[BEGIN EXTRACTED DATA]

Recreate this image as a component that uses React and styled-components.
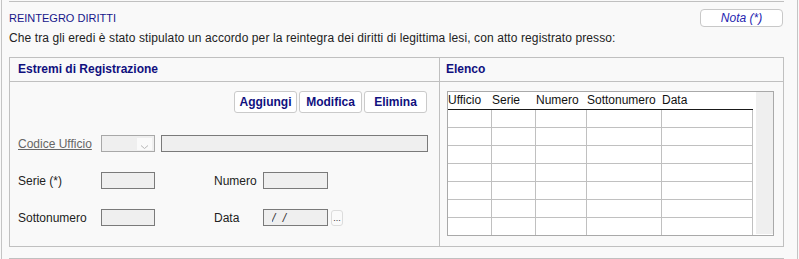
import React from 'react';
import styled, { createGlobalStyle } from 'styled-components';

const GlobalStyle = createGlobalStyle`
    body {
        margin: 0;
        background: #f9f9f9;
        font-family: "Liberation Sans", Arial, sans-serif;
        font-size: 12px;
        color: #222;
    }
`;

const Frame = styled.div`
    box-sizing: border-box;
    width: 797px;
    height: 259px;
    margin-left: 1px;
    padding: 0 13px 0 7px;
    border-left: 1px solid #c4c4c4;
    border-right: 1px solid #c4c4c4;
    overflow: hidden;
`;

const Section = styled.div`
    margin-top: ${ props => props.first ? '1px' : '0' };
    padding: 7px 0 11px;
    border-top: 1px solid #c0c0c0;
`;

const SectionHead = styled.div`
    display: flex;
    align-items: center;
    justify-content: space-between;
    height: 18px;
`;

const Title = styled.div`
    font-size: 11px;
    color: #16168a;
`;

const NotaButton = styled.button`
    box-sizing: border-box;
    width: 83px;
    height: 18px;
    margin-right: 1px;
    padding: 0;
    background: #fff;
    border: 1px solid #c8c8c8;
    border-radius: 4px;
    font-family: inherit;
    font-size: 12px;
    font-style: italic;
    color: #2424b0;
`;

const Intro = styled.p`
    margin: 4px 0 12px;
    line-height: 14px;
    letter-spacing: 0.1px;
    color: #222;
`;

const Boxes = styled.div`
    box-sizing: border-box;
    display: grid;
    grid-template-columns: 429px 1fr;
    height: 190px;
    border: 1px solid #c0c0c0;
`;

const Panel = styled.div`
    display: flex;
    flex-direction: column;
    border-left: ${ props => props.divided ? '1px solid #c0c0c0' : 'none' };
`;

const PanelHeader = styled.div`
    height: 23px;
    line-height: 23px;
    padding-left: ${ props => props.indent }px;
    border-bottom: 1px solid #c0c0c0;
    font-weight: bold;
    color: #10107e;
`;

const PanelBody = styled.div`
    padding: ${ props => props.pad };
`;

const Toolbar = styled.div`
    display: flex;
    justify-content: flex-end;
    gap: 2px;
`;

const ActionButton = styled.button`
    box-sizing: border-box;
    width: 63px;
    height: 22px;
    padding: 0;
    background: #fff;
    border: 1px solid #cacaca;
    border-radius: 3px;
    font-family: inherit;
    font-size: 12px;
    font-weight: bold;
    color: #10107e;
`;

const Form = styled.div`
    display: flex;
    flex-direction: column;
    gap: 20px;
    margin-top: 22px;
`;

const FieldRow = styled.div`
    display: flex;
    align-items: center;
    height: 17px;
`;

const Label = styled.span`
    flex: none;
    width: ${ props => props.width }px;
    color: ${ props => props.link ? '#666' : '#222' };
    text-decoration: ${ props => props.link ? 'underline' : 'none' };
`;

const Spacer = styled.span`
    flex: none;
    width: ${ props => props.width }px;
`;

const Input = styled.input`
    box-sizing: border-box;
    flex: none;
    width: ${ props => props.width }px;
    height: 17px;
    margin: 0 0 0 ${ props => props.offset || 0 }px;
    padding: 0 0 0 8px;
    background: #efefef;
    border: 1px solid #7a7a7a;
    font-family: inherit;
    font-size: 12px;
    font-style: italic;
    letter-spacing: 2px;
    color: #333;
    outline: none;
`;

const Select = styled.div`
    box-sizing: border-box;
    flex: none;
    display: flex;
    justify-content: flex-end;
    align-items: center;
    width: 54px;
    height: 17px;
    padding-right: 2px;
    background: #efefef;
    border: 1px solid #a8a8a8;
`;

const SelectArrow = styled.span`
    display: flex;
    align-items: flex-end;
    justify-content: center;
    width: 15px;
    height: 12px;
    background: #fafafa;
`;

const PickerButton = styled.button`
    box-sizing: border-box;
    flex: none;
    width: 12px;
    height: 16px;
    margin-left: 3px;
    padding: 0 0 2px;
    background: #fafafa;
    border: 1px solid #dcdcdc;
    border-radius: 3px;
    font-family: inherit;
    font-size: 9px;
    line-height: 1;
    color: #333;
    display: flex;
    align-items: flex-end;
    justify-content: center;
`;

const GridFrame = styled.div`
    box-sizing: border-box;
    display: flex;
    height: 145px;
    background: #fff;
    border: 1px solid #a9a9a9;
`;

const Grid = styled.div`
    display: grid;
    grid-template-columns: 44px 44px 51px 75px 91px;
    grid-template-rows: 18px repeat(6, 18px) 17px;
    width: 305px;
`;

const HeadCell = styled.div`
    box-sizing: border-box;
    line-height: 17px;
    border-bottom: 1px solid #1a1a1a;
    color: #111;
    white-space: nowrap;
`;

const Cell = styled.div`
    box-sizing: border-box;
    border-right: 1px solid #c0c0c0;
    border-bottom: ${ props => props.last ? 'none' : '1px solid #c0c0c0' };
`;

const ScrollTrack = styled.div`
    width: 17px;
    margin: 0 0 1px 3px;
    background: #efefef;
`;

const columns = [ 'Ufficio', 'Serie', 'Numero', 'Sottonumero', 'Data' ];
const rows = [ 0, 1, 2, 3, 4, 5, 6 ];

const Chevron = () => (
    <svg width="9" height="6" viewBox="0 0 9 6">
        <path d="M1 1.5 L4.5 4.5 L8 1.5" fill="none" stroke="#b8b8b8" strokeWidth="1"/>
    </svg>
);

const App = () => (
    <>
        <GlobalStyle/>
        <Frame>
            <Section first>
                <SectionHead>
                    <Title>REINTEGRO DIRITTI</Title>
                    <NotaButton>Nota (*)</NotaButton>
                </SectionHead>
                <Intro>
                    Che tra gli eredi è stato stipulato un accordo per la reintegra dei diritti di legittima lesi, con atto registrato presso:
                </Intro>
                <Boxes>
                    <Panel>
                        <PanelHeader indent={ 8 }>Estremi di Registrazione</PanelHeader>
                        <PanelBody pad="9px 12px 0 8px">
                            <Toolbar>
                                <ActionButton>Aggiungi</ActionButton>
                                <ActionButton>Modifica</ActionButton>
                                <ActionButton>Elimina</ActionButton>
                            </Toolbar>
                            <Form>
                                <FieldRow>
                                    <Label width={ 83 } link>Codice Ufficio</Label>
                                    <Select>
                                        <SelectArrow><Chevron/></SelectArrow>
                                    </Select>
                                    <Input width={ 267 } offset={ 6 } readOnly/>
                                </FieldRow>
                                <FieldRow>
                                    <Label width={ 83 }>Serie (*)</Label>
                                    <Input width={ 54 } readOnly/>
                                    <Spacer width={ 59 }/>
                                    <Label width={ 49 }>Numero</Label>
                                    <Input width={ 65 } readOnly/>
                                </FieldRow>
                                <FieldRow>
                                    <Label width={ 83 }>Sottonumero</Label>
                                    <Input width={ 54 } readOnly/>
                                    <Spacer width={ 59 }/>
                                    <Label width={ 49 }>Data</Label>
                                    <Input width={ 65 } readOnly value="/ /"/>
                                    <PickerButton>...</PickerButton>
                                </FieldRow>
                            </Form>
                        </PanelBody>
                    </Panel>
                    <Panel divided>
                        <PanelHeader indent={ 6 }>Elenco</PanelHeader>
                        <PanelBody pad="9px 10px 0 7px">
                            <GridFrame>
                                <Grid>
                                    { columns.map( c => <HeadCell key={ c }>{ c }</HeadCell> ) }
                                    { rows.map( r => columns.map( c => (
                                        <Cell key={ r + c } last={ r === rows.length - 1 }/>
                                    ) ) ) }
                                </Grid>
                                <ScrollTrack/>
                            </GridFrame>
                        </PanelBody>
                    </Panel>
                </Boxes>
            </Section>
            <Section/>
        </Frame>
    </>
);

export default App;
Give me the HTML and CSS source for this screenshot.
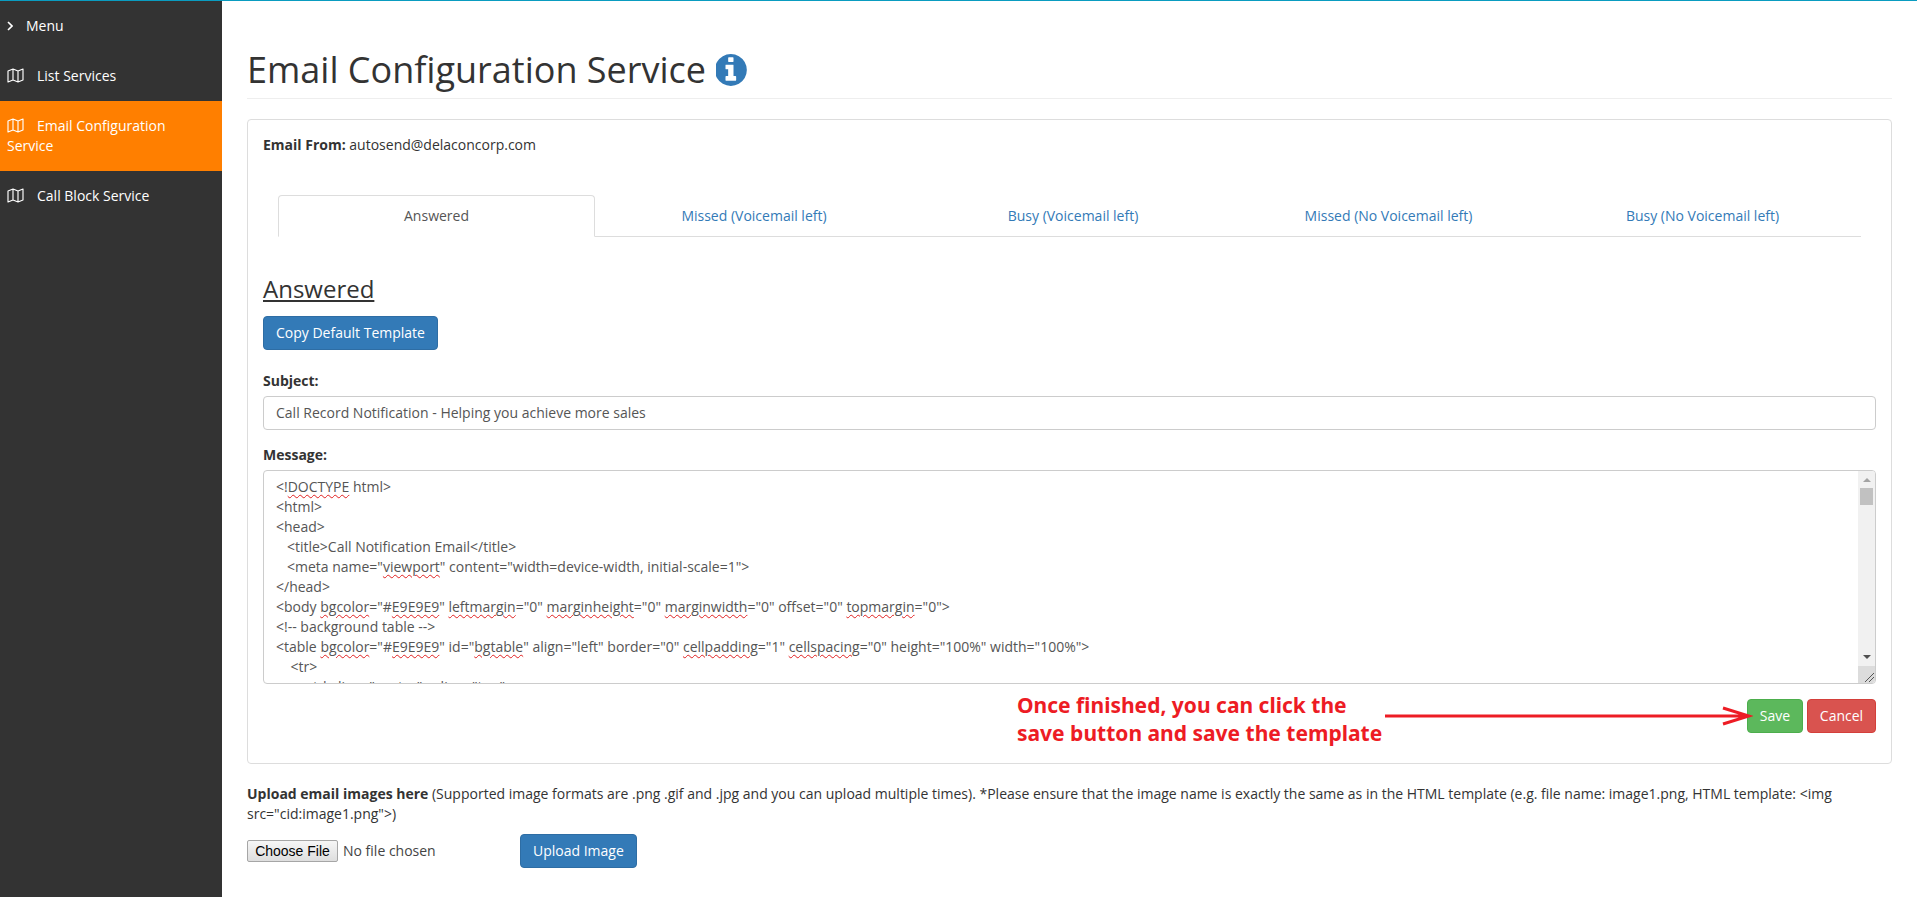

[END EXTRACTED DATA]

#### SET EXERCISE
Make a verbatim copy of all the entries and strip out the pictures.

#### SOLUTION TO THIS EXERCISE
Recreate this image as a component that uses React and styled-components.
import React from 'react';
import styled, { createGlobalStyle } from 'styled-components';

const GlobalStyle = createGlobalStyle`
    body {
        margin: 0;
        background: #f9f9f9;
        font-family: "Liberation Sans", Arial, sans-serif;
        font-size: 12px;
        color: #222;
    }
`;

const Frame = styled.div`
    box-sizing: border-box;
    width: 797px;
    height: 259px;
    margin-left: 1px;
    padding: 0 13px 0 7px;
    border-left: 1px solid #c4c4c4;
    border-right: 1px solid #c4c4c4;
    overflow: hidden;
`;

const Section = styled.div`
    margin-top: ${ props => props.first ? '1px' : '0' };
    padding: 7px 0 11px;
    border-top: 1px solid #c0c0c0;
`;

const SectionHead = styled.div`
    display: flex;
    align-items: center;
    justify-content: space-between;
    height: 18px;
`;

const Title = styled.div`
    font-size: 11px;
    color: #16168a;
`;

const NotaButton = styled.button`
    box-sizing: border-box;
    width: 83px;
    height: 18px;
    margin-right: 1px;
    padding: 0;
    background: #fff;
    border: 1px solid #c8c8c8;
    border-radius: 4px;
    font-family: inherit;
    font-size: 12px;
    font-style: italic;
    color: #2424b0;
`;

const Intro = styled.p`
    margin: 4px 0 12px;
    line-height: 14px;
    letter-spacing: 0.1px;
    color: #222;
`;

const Boxes = styled.div`
    box-sizing: border-box;
    display: grid;
    grid-template-columns: 429px 1fr;
    height: 190px;
    border: 1px solid #c0c0c0;
`;

const Panel = styled.div`
    display: flex;
    flex-direction: column;
    border-left: ${ props => props.divided ? '1px solid #c0c0c0' : 'none' };
`;

const PanelHeader = styled.div`
    height: 23px;
    line-height: 23px;
    padding-left: ${ props => props.indent }px;
    border-bottom: 1px solid #c0c0c0;
    font-weight: bold;
    color: #10107e;
`;

const PanelBody = styled.div`
    padding: ${ props => props.pad };
`;

const Toolbar = styled.div`
    display: flex;
    justify-content: flex-end;
    gap: 2px;
`;

const ActionButton = styled.button`
    box-sizing: border-box;
    width: 63px;
    height: 22px;
    padding: 0;
    background: #fff;
    border: 1px solid #cacaca;
    border-radius: 3px;
    font-family: inherit;
    font-size: 12px;
    font-weight: bold;
    color: #10107e;
`;

const Form = styled.div`
    display: flex;
    flex-direction: column;
    gap: 20px;
    margin-top: 22px;
`;

const FieldRow = styled.div`
    display: flex;
    align-items: center;
    height: 17px;
`;

const Label = styled.span`
    flex: none;
    width: ${ props => props.width }px;
    color: ${ props => props.link ? '#666' : '#222' };
    text-decoration: ${ props => props.link ? 'underline' : 'none' };
`;

const Spacer = styled.span`
    flex: none;
    width: ${ props => props.width }px;
`;

const Input = styled.input`
    box-sizing: border-box;
    flex: none;
    width: ${ props => props.width }px;
    height: 17px;
    margin: 0 0 0 ${ props => props.offset || 0 }px;
    padding: 0 0 0 8px;
    background: #efefef;
    border: 1px solid #7a7a7a;
    font-family: inherit;
    font-size: 12px;
    font-style: italic;
    letter-spacing: 2px;
    color: #333;
    outline: none;
`;

const Select = styled.div`
    box-sizing: border-box;
    flex: none;
    display: flex;
    justify-content: flex-end;
    align-items: center;
    width: 54px;
    height: 17px;
    padding-right: 2px;
    background: #efefef;
    border: 1px solid #a8a8a8;
`;

const SelectArrow = styled.span`
    display: flex;
    align-items: flex-end;
    justify-content: center;
    width: 15px;
    height: 12px;
    background: #fafafa;
`;

const PickerButton = styled.button`
    box-sizing: border-box;
    flex: none;
    width: 12px;
    height: 16px;
    margin-left: 3px;
    padding: 0 0 2px;
    background: #fafafa;
    border: 1px solid #dcdcdc;
    border-radius: 3px;
    font-family: inherit;
    font-size: 9px;
    line-height: 1;
    color: #333;
    display: flex;
    align-items: flex-end;
    justify-content: center;
`;

const GridFrame = styled.div`
    box-sizing: border-box;
    display: flex;
    height: 145px;
    background: #fff;
    border: 1px solid #a9a9a9;
`;

const Grid = styled.div`
    display: grid;
    grid-template-columns: 44px 44px 51px 75px 91px;
    grid-template-rows: 18px repeat(6, 18px) 17px;
    width: 305px;
`;

const HeadCell = styled.div`
    box-sizing: border-box;
    line-height: 17px;
    border-bottom: 1px solid #1a1a1a;
    color: #111;
    white-space: nowrap;
`;

const Cell = styled.div`
    box-sizing: border-box;
    border-right: 1px solid #c0c0c0;
    border-bottom: ${ props => props.last ? 'none' : '1px solid #c0c0c0' };
`;

const ScrollTrack = styled.div`
    width: 17px;
    margin: 0 0 1px 3px;
    background: #efefef;
`;

const columns = [ 'Ufficio', 'Serie', 'Numero', 'Sottonumero', 'Data' ];
const rows = [ 0, 1, 2, 3, 4, 5, 6 ];

const Chevron = () => (
    <svg width="9" height="6" viewBox="0 0 9 6">
        <path d="M1 1.5 L4.5 4.5 L8 1.5" fill="none" stroke="#b8b8b8" strokeWidth="1"/>
    </svg>
);

const App = () => (
    <>
        <GlobalStyle/>
        <Frame>
            <Section first>
                <SectionHead>
                    <Title>REINTEGRO DIRITTI</Title>
                    <NotaButton>Nota (*)</NotaButton>
                </SectionHead>
                <Intro>
                    Che tra gli eredi è stato stipulato un accordo per la reintegra dei diritti di legittima lesi, con atto registrato presso:
                </Intro>
                <Boxes>
                    <Panel>
                        <PanelHeader indent={ 8 }>Estremi di Registrazione</PanelHeader>
                        <PanelBody pad="9px 12px 0 8px">
                            <Toolbar>
                                <ActionButton>Aggiungi</ActionButton>
                                <ActionButton>Modifica</ActionButton>
                                <ActionButton>Elimina</ActionButton>
                            </Toolbar>
                            <Form>
                                <FieldRow>
                                    <Label width={ 83 } link>Codice Ufficio</Label>
                                    <Select>
                                        <SelectArrow><Chevron/></SelectArrow>
                                    </Select>
                                    <Input width={ 267 } offset={ 6 } readOnly/>
                                </FieldRow>
                                <FieldRow>
                                    <Label width={ 83 }>Serie (*)</Label>
                                    <Input width={ 54 } readOnly/>
                                    <Spacer width={ 59 }/>
                                    <Label width={ 49 }>Numero</Label>
                                    <Input width={ 65 } readOnly/>
                                </FieldRow>
                                <FieldRow>
                                    <Label width={ 83 }>Sottonumero</Label>
                                    <Input width={ 54 } readOnly/>
                                    <Spacer width={ 59 }/>
                                    <Label width={ 49 }>Data</Label>
                                    <Input width={ 65 } readOnly value="/ /"/>
                                    <PickerButton>...</PickerButton>
                                </FieldRow>
                            </Form>
                        </PanelBody>
                    </Panel>
                    <Panel divided>
                        <PanelHeader indent={ 6 }>Elenco</PanelHeader>
                        <PanelBody pad="9px 10px 0 7px">
                            <GridFrame>
                                <Grid>
                                    { columns.map( c => <HeadCell key={ c }>{ c }</HeadCell> ) }
                                    { rows.map( r => columns.map( c => (
                                        <Cell key={ r + c } last={ r === rows.length - 1 }/>
                                    ) ) ) }
                                </Grid>
                                <ScrollTrack/>
                            </GridFrame>
                        </PanelBody>
                    </Panel>
                </Boxes>
            </Section>
            <Section/>
        </Frame>
    </>
);

export default App;
Give me the HTML and CSS source for this screenshot.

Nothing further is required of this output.